Cool - good to be able to confirm things are broken/working and to get started on this. Thank you both for you help @matentzn and @kshefchek.
are any of the missing terms descendants of UPHENO:0001001? If not, these are intentionally removed
I think there may be quite a few relatively important classes that are currently not children of UPHENO:0001001.. Not in uPheno2, but uPheno 1 was a bit of a mess in this regard.. Given the namespace analysis that Jules provided, the first that come to mind are all these PHENOTYPE terms, like GO_0001PHENOTYPE. But yes you are right. forgot about that. the numbers for MP and HP are ok, given that we only care about phenotype terms.
for the purposes of sem sim these classes are not really useful, unless we are rooting with owl:Thing
Point taken.
@julesjacobsen I am going to release 1.4.2 next week.
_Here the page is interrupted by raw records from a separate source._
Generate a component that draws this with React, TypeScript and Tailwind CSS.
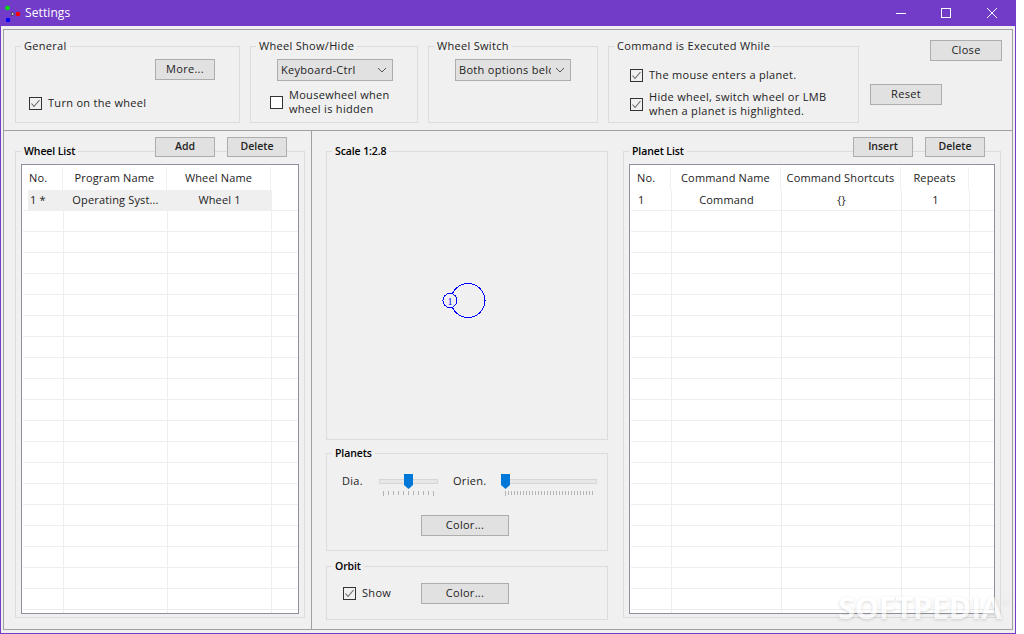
import React from "react";

const FONT = "font-['Open_Sans','Noto_Sans',sans-serif]";

function Btn({ children, className = "", bold = false }: { children: React.ReactNode; className?: string; bold?: boolean }) {
  return (
    <button className={`flex items-center justify-center border border-[#adadad] bg-[#e1e1e1] text-[#222] ${bold ? "text-[10.5px] font-semibold tracking-[0px]" : "text-[11px] tracking-[0.3px]"} ${className}`}>
      {children}
    </button>
  );
}

function Check({ checked = true }: { checked?: boolean }) {
  return (
    <span className={`flex h-[13px] w-[13px] shrink-0 items-center justify-center border border-[#333] ${checked ? "bg-[#f0f0f0]" : "bg-white"}`}>
      {checked && (
        <svg width="11" height="11" viewBox="0 0 11 11" fill="none">
          <path d="M1.5 5.5 L4 8.5 L9.5 2" stroke="#666" strokeWidth="1.1" />
        </svg>
      )}
    </span>
  );
}

function Group({ title, bold = false, className = "", legend = "ml-[5px]", children }: { title: string; bold?: boolean; className?: string; legend?: string; children?: React.ReactNode }) {
  return (
    <fieldset className={`min-w-0 border border-[#dcdcdc] ${className}`}>
      <legend className={`${legend} h-[16px] px-[3px] leading-[16px] ${bold ? "text-[10.5px] font-semibold tracking-[-0.1px] text-black" : "text-[11px] tracking-[0.3px] text-[#222]"}`}>{title}</legend>
      {children}
    </fieldset>
  );
}

function Combo({ text, className = "" }: { text: string; className?: string }) {
  return (
    <div className={`flex h-[22px] w-[116px] items-center border border-[#adadad] bg-[#e1e1e1] pl-[3px] pr-[5px] ${className}`}>
      <span className="w-[92px] overflow-hidden whitespace-nowrap text-[11px] tracking-[0.3px] text-[#222]">{text}</span>
      <svg className="ml-auto shrink-0" width="10" height="6" viewBox="0 0 10 6" fill="none">
        <path d="M1 1 L5 5 L9 1" stroke="#555" strokeWidth="1" />
      </svg>
    </div>
  );
}

function GridTable({ cols, headers, row, selected = false }: { cols: string; headers: string[]; row: string[]; selected?: boolean }) {
  const blank = Array.from({ length: 20 });
  return (
    <div className="h-[450px] overflow-hidden border border-[#8f8f9d] bg-white">
      <div className={`grid h-[25px] ${cols} pt-[2px] text-[11px] tracking-[0.15px] text-[#222]`}>
        {headers.map((h, i) => (
          <div key={h} className={`flex items-center border-r border-[#f0f0f0] ${i === 0 ? "pl-[7px]" : "justify-center"}`}>{h}</div>
        ))}
      </div>
      <div className={`grid h-[21px] ${cols} ml-[1px] border-b border-[#eeeeee] text-[11px] tracking-[0.15px] text-[#222]`}>
        {row.map((c, i) => (
          <div
            key={i}
            className={`flex items-center border-r ${i === 0 ? (selected ? "ml-[5px] pl-[2px]" : "pl-[7px] ") : "justify-center"} ${selected && i < 3 ? "border-[#efefef] bg-[#efefef]" : "border-[#eeeeee]"}`}
          >
            {c}
          </div>
        ))}
        <div />
      </div>
      {blank.map((_, n) => (
        <div key={n} className={`grid h-[21px] ${cols} ml-[1px] border-b border-[#eeeeee]`}>
          {headers.map((h) => (
            <div key={h} className="border-r border-[#eeeeee]" />
          ))}
          <div />
        </div>
      ))}
    </div>
  );
}

function Slider({ width, thumb, ticks, className = "" }: { width: string; thumb: string; ticks: string; className?: string }) {
  return (
    <div className={`relative h-[24px] shrink-0 ${width} ${className}`}>
      <div className="mt-[7px] h-[5px] border border-[#d6d6d6] bg-[#e7e7e7]" />
      <svg className={`absolute top-[2px] ${thumb}`} width="9" height="15" viewBox="0 0 9 15">
        <path d="M0 0 H9 V11 L4.5 15 L0 11 Z" fill="#0078d7" />
      </svg>
      <svg className="mt-[7px] block" width="100%" height="5">
        <path d={ticks} stroke="#b4b4b4" strokeWidth="1" />
      </svg>
    </div>
  );
}

function ticksPath(from: number, to: number, step: number) {
  let d = "";
  for (let x = from; x <= to; x += step) {
    const end = x === from || x === to ? 5 : 4;
    d += `M${x + 0.5} 0 V${end} `;
  }
  return d;
}

export default function App() {
  return (
    <div className={`h-[634px] w-[1024px] overflow-hidden bg-white ${FONT}`}>
      <div className="flex h-[634px] w-[1016px] flex-col border-x border-b border-[#733cc8] bg-[#f0f0f0]">
        {/* Title bar */}
        <div className="flex h-[26px] shrink-0 items-center bg-[#733cc8] text-white">
          <svg className="ml-[3px] shrink-0" width="20" height="24" viewBox="0 0 20 24">
            <circle cx="3.5" cy="7" r="2.3" fill="#00e000" />
            <circle cx="14" cy="13" r="2.3" fill="#ff0000" />
            <circle cx="4" cy="19" r="2.3" fill="#0000ff" />
            <path d="M7.5 11 L10.5 13 L7.5 15 Z" fill="#ddd" stroke="#222" strokeWidth="0.6" />
          </svg>
          <span className="ml-[1px] text-[12px] tracking-[0.1px]">Settings</span>
          <svg className="ml-auto mr-[18px] shrink-0" width="102" height="12" viewBox="0 0 102 12" fill="none" stroke="white" strokeWidth="1">
            <path d="M1 6.5 H11" />
            <rect x="46.5" y="1.5" width="9" height="9" />
            <path d="M92 1 L102 11 M102 1 L92 11" />
          </svg>
        </div>

        {/* Frame */}
        <div className="mx-[2px] mb-[3px] mt-[3px] flex min-h-0 flex-1 flex-col border border-[#a0a0a0]">
          {/* Top section */}
          <div className="flex h-[101px] shrink-0 items-start gap-[10px] border-b border-[#a0a0a0] pl-[11px] pt-[8px]">
            <Group title="General" className="h-[85px] w-[225px]">
              <Btn className="ml-[139px] mt-[5px] h-[21px] w-[60px]">More...</Btn>
              <div className="ml-[13px] mt-[15px] flex h-[16px] items-center gap-[6px] text-[11px] tracking-[0.3px] text-[#222]">
                <Check />
                <span>Turn on the wheel</span>
              </div>
            </Group>
            <Group title="Wheel Show/Hide" className="h-[85px] w-[168px]">
              <Combo text="Keyboard-Ctrl" className="ml-[26px] mt-[5px]" />
              <div className="ml-[19px] mt-[7px] flex items-center gap-[6px] text-[11px] leading-[14px] tracking-[0.3px] text-[#222]">
                <Check checked={false} />
                <span>Mousewheel when<br />wheel is hidden</span>
              </div>
            </Group>
            <Group title="Wheel Switch" className="h-[85px] w-[170px]">
              <Combo text="Both options below" className="ml-[26px] mt-[5px]" />
            </Group>
            <Group title="Command is Executed While" className="h-[85px] w-[251px]">
              <div className="ml-[21px] mt-[13px] flex h-[16px] items-center gap-[6px] text-[11px] tracking-[0.3px] text-[#222]">
                <Check />
                <span>The mouse enters a planet.</span>
              </div>
              <div className="ml-[21px] mt-[7px] flex items-center gap-[6px] text-[11px] leading-[14px] tracking-[0.3px] text-[#222]">
                <Check />
                <span>Hide wheel, switch wheel or LMB<br />when a planet is highlighted.</span>
              </div>
            </Group>
            <div className="ml-[1px] flex w-[132px] flex-col">
              <Btn className="mt-[2px] h-[21px] w-[72px] self-end">Close</Btn>
              <Btn className="mt-[23px] h-[21px] w-[72px]">Reset</Btn>
            </div>
          </div>

          {/* Bottom section */}
          <div className="flex min-h-0 flex-1">
            {/* Left */}
            <div className="w-[308px] shrink-0 border-r border-[#a0a0a0] pl-[11px] pt-[6px]">
              <div className="relative z-10 ml-[140px] flex gap-[12px]">
                <Btn bold className="h-[20px] w-[60px]">Add</Btn>
                <Btn bold className="h-[20px] w-[60px]">Delete</Btn>
              </div>
              <Group title="Wheel List" bold legend="ml-0" className="-mt-[14px] w-[290px] px-[5px] pb-[3px]">
                <div className="mt-[5px]">
                  <GridTable
                    cols="grid-cols-[41px_104px_104px_25px]"
                    headers={["No.", "Program Name", "Wheel Name"]}
                    row={["1 *", "Operating Syst...", "Wheel 1"]}
                    selected
                  />
                </div>
              </Group>
            </div>

            {/* Middle */}
            <div className="w-[311px] shrink-0 pl-[14px] pt-[12px]">
              <Group title="Scale 1:2.8" bold className="h-[297px] w-[282px]">
                <svg className="ml-[113px] mt-[121px] block" width="50" height="40" viewBox="0 0 50 40" fill="none" stroke="#0000ff" strokeWidth="1" shapeRendering="crispEdges">
                  <circle cx="28" cy="20.5" r="17" />
                  <circle cx="10" cy="20.5" r="7" fill="#f0f0f0" />
                  <text x="10" y="24.5" textAnchor="middle" fontSize="10" fontFamily="'Liberation Serif', serif" fill="#0000ff" stroke="none">1</text>
                </svg>
              </Group>
              <Group title="Planets" bold className="mt-[5px] h-[106px] w-[282px]">
                <div className="ml-[15px] mt-[11px] flex text-[11px] tracking-[0.3px] text-[#222]">
                  <span className="mt-[1px] w-[37px] shrink-0">Dia.</span>
                  <Slider width="w-[59px]" thumb="left-[25px]" ticks={ticksPath(4, 54, 5)} />
                  <span className="ml-[15px] mt-[1px] w-[48px] shrink-0">Orien.</span>
                  <Slider width="w-[96px]" thumb="left-0" ticks={ticksPath(4, 92, 3)} />
                </div>
                <Btn className="ml-[94px] mt-[19px] h-[21px] w-[88px]">Color...</Btn>
              </Group>
              <Group title="Orbit" bold className="mt-[7px] h-[62px] w-[282px]">
                <div className="ml-[16px] mt-[9px] flex items-center text-[11px] tracking-[0.3px] text-[#222]">
                  <Check />
                  <span className="ml-[6px] w-[59px]">Show</span>
                  <Btn className="h-[21px] w-[88px]">Color...</Btn>
                </div>
              </Group>
            </div>

            {/* Right */}
            <div className="flex-1 pt-[6px]">
              <div className="relative z-10 ml-[230px] flex gap-[12px]">
                <Btn bold className="h-[20px] w-[60px]">Insert</Btn>
                <Btn bold className="h-[20px] w-[60px]">Delete</Btn>
              </div>
              <Group title="Planet List" bold legend="ml-0" className="-mt-[14px] w-[378px] px-[5px] pb-[3px]">
                <div className="mt-[5px]">
                  <GridTable
                    cols="grid-cols-[41px_110px_120px_68px_24px]"
                    headers={["No.", "Command Name", "Command Shortcuts", "Repeats"]}
                    row={["1", "Command", "{}", "1"]}
                  />
                </div>
              </Group>
            </div>
          </div>
        </div>
      </div>

      {/* Watermark */}
      <div className="absolute left-[838px] top-[590px] z-20 text-[31px] font-bold leading-[34px] tracking-[-0.5px] text-white opacity-60 [text-shadow:0_1px_3px_rgba(0,0,0,0.25)]">
        SOFTPEDIA<sup className="align-super text-[8px] font-normal">®</sup>
      </div>
    </div>
  );
}
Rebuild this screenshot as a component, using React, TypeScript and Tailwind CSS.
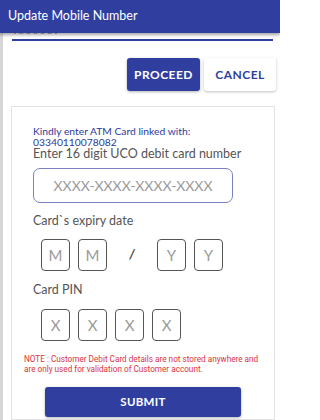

Do we want to address this before then? I am unsure what the remaining action item is?
This is sort of a discussion with an eye to a new service using Phenol to replace OwlSim2 for the Monarch compare API. So it's not really an issue, but its also not completely finished. Can we just leave it here as keeping it open will annoy people so that it hopefully won't fall by the wayside and be forgotten. Part one, being able to load metazoa.owl is successful from the phenol perspective.
Note that metazoa.owl is going to be replaced soon by a specific uPheno 2 profile.
@matentzn @julesjacobsen can this be closed? I think we do not want to parse owl files with phenol? (Out of scope). Or are the open action items?
you can use robot to run elk -> sparql -> 2 column tsv (A subClassOf B). I did this for my python sem sim and it worked out pretty well.
Closing, thanks @matentzn
Need to be able to load this to replace similarity service currently running out of OwlSim2 for the Monarch website. @kshefchek please add more info!